The wired remote I found of no use when used as a helmet light. The wire is not long enough to place the remote anywhere but on the helmet so rather than search for a small remote I found it far easier to just locate the lamp and find the power button – I could still make changes when moving. When used as a handlebar mounted light however, placing the remote immediately inboard of my grip meant that I could make changes to the light power setting without removing my hand from the grip, brilliantly simplistic. Yes, it’s wired, but for the sake of 12g I am more than happy not to pay for the expense of being able to do it wirelessly.
It was pouring down the first night I used this light and there was no quiver from the XP3, an important aspect in the UK! The lamp and connections are well sealed with thought to operation in the wet. One word of warning: I would not recommend touching the lamp unit when it’s been on a while. After a 20 minute descent running on full power (15°C and raining) the unit was hot, very hot.

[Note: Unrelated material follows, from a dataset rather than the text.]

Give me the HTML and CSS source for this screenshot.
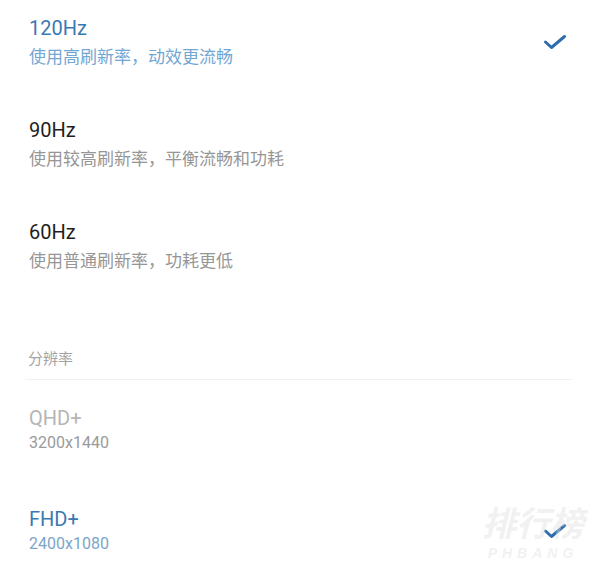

Part of the clever internals is an ‘active thermal management program that uses a remotely located temperature sensor to gain real time readings from the LEDs and casing to ensure safe optimum performance’. Whether it does or not is hard to say, all I can say is that it was hot, another reason why being able to adjust the power settings is useful so you only use full power if it’s really needed; 20 minutes is a long time to run continuously on that output.
The XP3 worked very well whether mounted on the helmet or on the handlebars. In a perfect world having this on the bars and a small, self-contained light on the helmet would make for a fantastic set up. If you are looking for a single light then the mounting options, all included in the box, and the light spread make this a superb option.
Overall: A quality, robust, compact and versatile light at a reassuring price that provides great lighting over a nice beam spread. The fact that it’s available from a UK retailer and has a branded battery pack also gives me more confidence in buying over the myriad of cheap lights/batteries available on eBay. Although it’s not been a long term test, every ride I have done with this light I have been uber impressed. Recommended.